TASK INPUTS:
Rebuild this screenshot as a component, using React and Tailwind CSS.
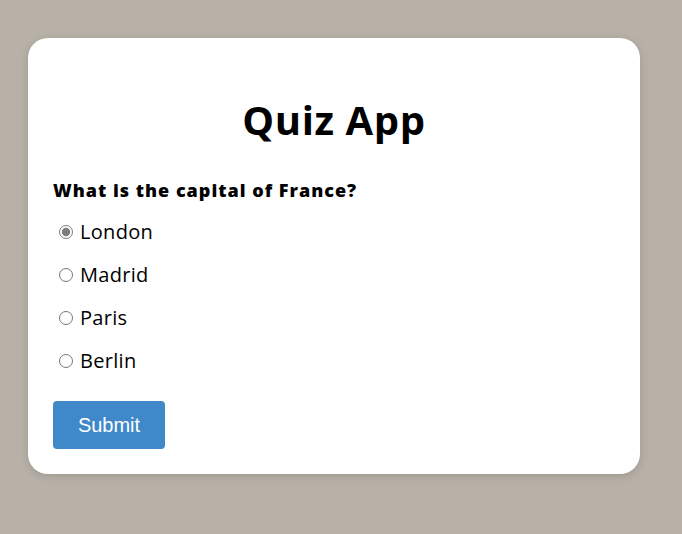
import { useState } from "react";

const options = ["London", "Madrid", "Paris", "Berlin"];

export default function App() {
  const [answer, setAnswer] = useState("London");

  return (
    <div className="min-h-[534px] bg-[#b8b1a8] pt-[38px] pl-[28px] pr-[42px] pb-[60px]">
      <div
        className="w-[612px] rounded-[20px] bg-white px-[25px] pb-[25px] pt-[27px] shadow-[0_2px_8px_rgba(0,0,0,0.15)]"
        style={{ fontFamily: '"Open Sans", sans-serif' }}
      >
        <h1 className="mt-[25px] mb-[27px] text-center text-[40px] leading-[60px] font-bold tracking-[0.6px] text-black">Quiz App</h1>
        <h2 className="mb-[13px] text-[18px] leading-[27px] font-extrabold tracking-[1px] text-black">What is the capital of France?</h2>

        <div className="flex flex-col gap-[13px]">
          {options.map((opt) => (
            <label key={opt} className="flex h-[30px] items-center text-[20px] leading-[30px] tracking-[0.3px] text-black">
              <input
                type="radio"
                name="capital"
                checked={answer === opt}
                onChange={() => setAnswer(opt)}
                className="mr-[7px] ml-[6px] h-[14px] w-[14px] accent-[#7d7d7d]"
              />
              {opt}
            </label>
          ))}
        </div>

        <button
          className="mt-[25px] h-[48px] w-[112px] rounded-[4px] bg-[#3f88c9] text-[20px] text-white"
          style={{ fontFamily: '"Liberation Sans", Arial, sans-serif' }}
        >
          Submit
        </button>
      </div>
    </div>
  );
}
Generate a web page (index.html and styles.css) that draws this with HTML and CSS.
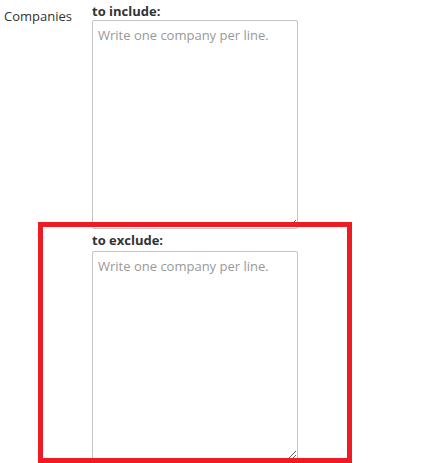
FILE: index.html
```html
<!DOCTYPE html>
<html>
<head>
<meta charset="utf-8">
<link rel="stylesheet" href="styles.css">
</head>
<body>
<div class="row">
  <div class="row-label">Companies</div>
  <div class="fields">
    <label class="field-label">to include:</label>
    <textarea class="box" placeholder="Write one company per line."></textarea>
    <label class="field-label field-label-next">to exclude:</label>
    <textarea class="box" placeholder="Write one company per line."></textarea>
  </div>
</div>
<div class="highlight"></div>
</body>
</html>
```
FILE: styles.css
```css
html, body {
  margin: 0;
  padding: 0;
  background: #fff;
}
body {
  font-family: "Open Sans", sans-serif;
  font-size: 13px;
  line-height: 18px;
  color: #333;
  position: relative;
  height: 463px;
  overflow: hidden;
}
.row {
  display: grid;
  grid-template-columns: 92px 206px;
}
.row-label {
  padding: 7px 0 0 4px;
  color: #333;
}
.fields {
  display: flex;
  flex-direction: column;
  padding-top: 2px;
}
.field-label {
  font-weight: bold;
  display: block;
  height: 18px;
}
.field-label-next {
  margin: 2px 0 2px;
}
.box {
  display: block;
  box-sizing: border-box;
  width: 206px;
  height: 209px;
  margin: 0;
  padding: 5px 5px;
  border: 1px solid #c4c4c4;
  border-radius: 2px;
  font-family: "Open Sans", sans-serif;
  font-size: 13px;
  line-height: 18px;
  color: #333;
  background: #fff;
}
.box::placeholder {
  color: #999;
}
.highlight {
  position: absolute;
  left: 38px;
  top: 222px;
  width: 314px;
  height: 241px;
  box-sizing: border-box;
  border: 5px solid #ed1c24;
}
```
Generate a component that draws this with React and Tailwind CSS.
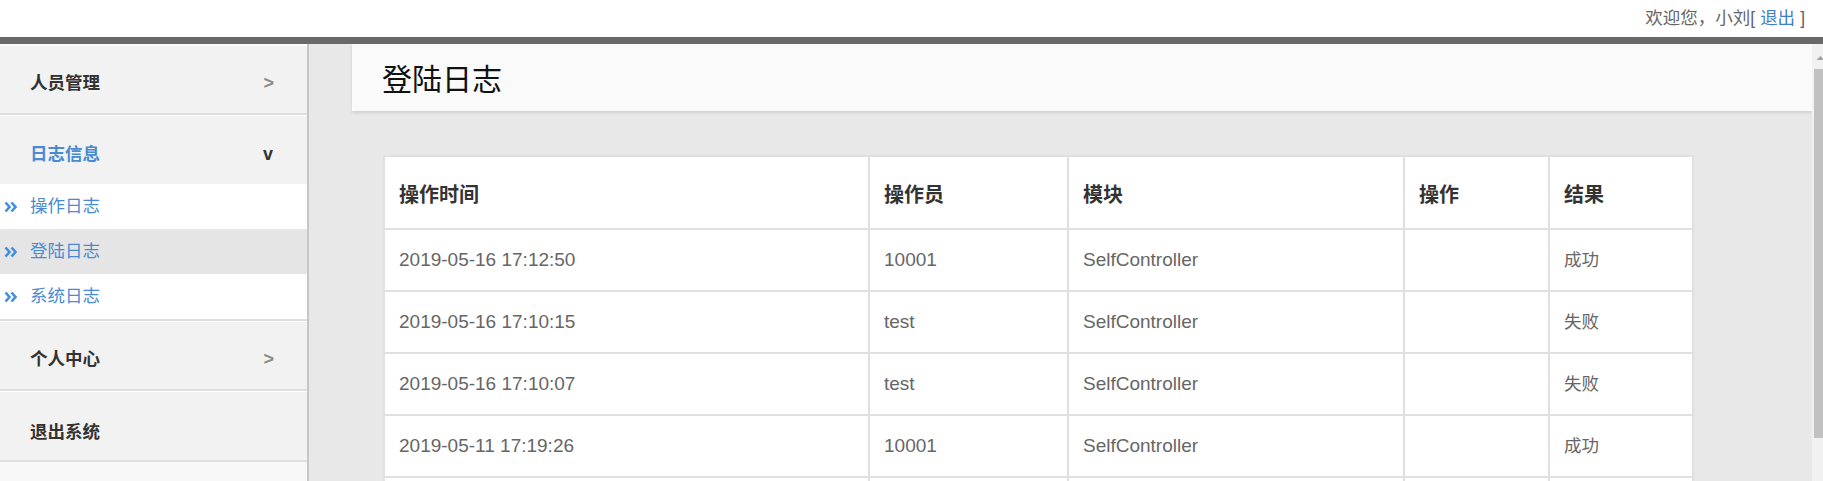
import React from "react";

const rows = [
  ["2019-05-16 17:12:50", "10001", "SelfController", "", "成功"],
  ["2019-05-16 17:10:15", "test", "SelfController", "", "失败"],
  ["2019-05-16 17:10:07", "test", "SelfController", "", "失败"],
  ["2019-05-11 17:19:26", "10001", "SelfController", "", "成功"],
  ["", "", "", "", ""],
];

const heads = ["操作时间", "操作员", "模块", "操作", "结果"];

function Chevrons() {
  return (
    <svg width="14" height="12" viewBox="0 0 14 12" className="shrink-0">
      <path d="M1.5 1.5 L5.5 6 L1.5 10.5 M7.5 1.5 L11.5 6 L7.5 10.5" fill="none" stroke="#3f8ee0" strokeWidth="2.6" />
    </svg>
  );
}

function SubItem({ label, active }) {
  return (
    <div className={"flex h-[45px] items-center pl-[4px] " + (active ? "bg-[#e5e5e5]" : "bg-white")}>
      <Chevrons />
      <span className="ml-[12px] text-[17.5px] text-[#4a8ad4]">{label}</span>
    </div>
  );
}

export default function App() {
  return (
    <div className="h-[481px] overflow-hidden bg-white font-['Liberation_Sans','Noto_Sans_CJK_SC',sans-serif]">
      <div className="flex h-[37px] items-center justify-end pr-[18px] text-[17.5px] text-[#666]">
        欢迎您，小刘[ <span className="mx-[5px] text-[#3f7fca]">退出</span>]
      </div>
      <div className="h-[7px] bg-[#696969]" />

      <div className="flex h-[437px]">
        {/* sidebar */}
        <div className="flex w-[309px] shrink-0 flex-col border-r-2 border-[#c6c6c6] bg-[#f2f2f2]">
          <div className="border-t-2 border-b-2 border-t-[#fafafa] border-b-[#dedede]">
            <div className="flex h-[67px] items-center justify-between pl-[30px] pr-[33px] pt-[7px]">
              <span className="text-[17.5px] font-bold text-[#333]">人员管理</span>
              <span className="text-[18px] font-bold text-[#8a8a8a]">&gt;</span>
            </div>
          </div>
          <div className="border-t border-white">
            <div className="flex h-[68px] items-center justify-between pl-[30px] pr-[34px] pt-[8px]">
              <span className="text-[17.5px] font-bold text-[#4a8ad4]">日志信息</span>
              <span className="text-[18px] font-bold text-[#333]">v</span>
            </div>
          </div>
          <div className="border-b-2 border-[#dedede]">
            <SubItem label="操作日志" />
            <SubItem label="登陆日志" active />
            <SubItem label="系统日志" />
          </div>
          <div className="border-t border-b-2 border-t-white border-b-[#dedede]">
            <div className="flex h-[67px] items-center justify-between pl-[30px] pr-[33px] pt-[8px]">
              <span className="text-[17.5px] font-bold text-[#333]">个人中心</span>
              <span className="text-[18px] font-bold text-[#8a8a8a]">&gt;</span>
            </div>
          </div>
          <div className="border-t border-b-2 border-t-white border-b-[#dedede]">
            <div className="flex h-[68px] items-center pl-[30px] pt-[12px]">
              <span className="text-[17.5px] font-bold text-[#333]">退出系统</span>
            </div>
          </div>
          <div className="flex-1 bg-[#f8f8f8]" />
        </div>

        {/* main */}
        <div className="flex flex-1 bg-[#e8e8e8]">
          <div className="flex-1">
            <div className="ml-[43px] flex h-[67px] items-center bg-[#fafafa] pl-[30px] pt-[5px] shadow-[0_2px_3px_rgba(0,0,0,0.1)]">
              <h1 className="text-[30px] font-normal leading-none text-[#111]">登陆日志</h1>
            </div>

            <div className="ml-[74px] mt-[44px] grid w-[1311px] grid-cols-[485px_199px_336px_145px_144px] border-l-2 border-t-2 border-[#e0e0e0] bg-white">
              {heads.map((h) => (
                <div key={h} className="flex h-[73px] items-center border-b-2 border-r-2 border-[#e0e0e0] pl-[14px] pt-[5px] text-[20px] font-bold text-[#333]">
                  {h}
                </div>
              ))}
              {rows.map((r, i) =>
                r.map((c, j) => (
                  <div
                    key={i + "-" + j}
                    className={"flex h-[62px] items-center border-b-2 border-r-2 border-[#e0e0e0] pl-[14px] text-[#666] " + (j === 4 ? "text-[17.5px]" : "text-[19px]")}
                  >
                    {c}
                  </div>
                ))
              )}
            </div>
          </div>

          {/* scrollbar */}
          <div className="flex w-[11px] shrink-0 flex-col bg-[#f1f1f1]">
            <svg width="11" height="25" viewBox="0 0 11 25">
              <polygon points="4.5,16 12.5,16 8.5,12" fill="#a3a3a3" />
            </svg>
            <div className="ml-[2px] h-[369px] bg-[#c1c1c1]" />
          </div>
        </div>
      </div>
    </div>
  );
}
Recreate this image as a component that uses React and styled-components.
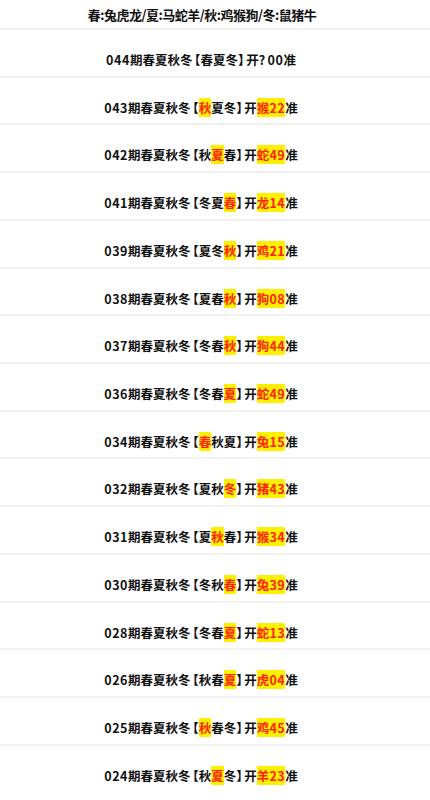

THE PROBLEM:
Take the records from their first line through the line containing "capital of France?</h2>" and please return exactly those lines, both ends included, minus the pictures.

WRITTEN REPLY:
Rebuild this screenshot as a component, using React and Tailwind CSS.
import { useState } from "react";

const options = ["London", "Madrid", "Paris", "Berlin"];

export default function App() {
  const [answer, setAnswer] = useState("London");

  return (
    <div className="min-h-[534px] bg-[#b8b1a8] pt-[38px] pl-[28px] pr-[42px] pb-[60px]">
      <div
        className="w-[612px] rounded-[20px] bg-white px-[25px] pb-[25px] pt-[27px] shadow-[0_2px_8px_rgba(0,0,0,0.15)]"
        style={{ fontFamily: '"Open Sans", sans-serif' }}
      >
        <h1 className="mt-[25px] mb-[27px] text-center text-[40px] leading-[60px] font-bold tracking-[0.6px] text-black">Quiz App</h1>
        <h2 className="mb-[13px] text-[18px] leading-[27px] font-extrabold tracking-[1px] text-black">What is the capital of France?</h2>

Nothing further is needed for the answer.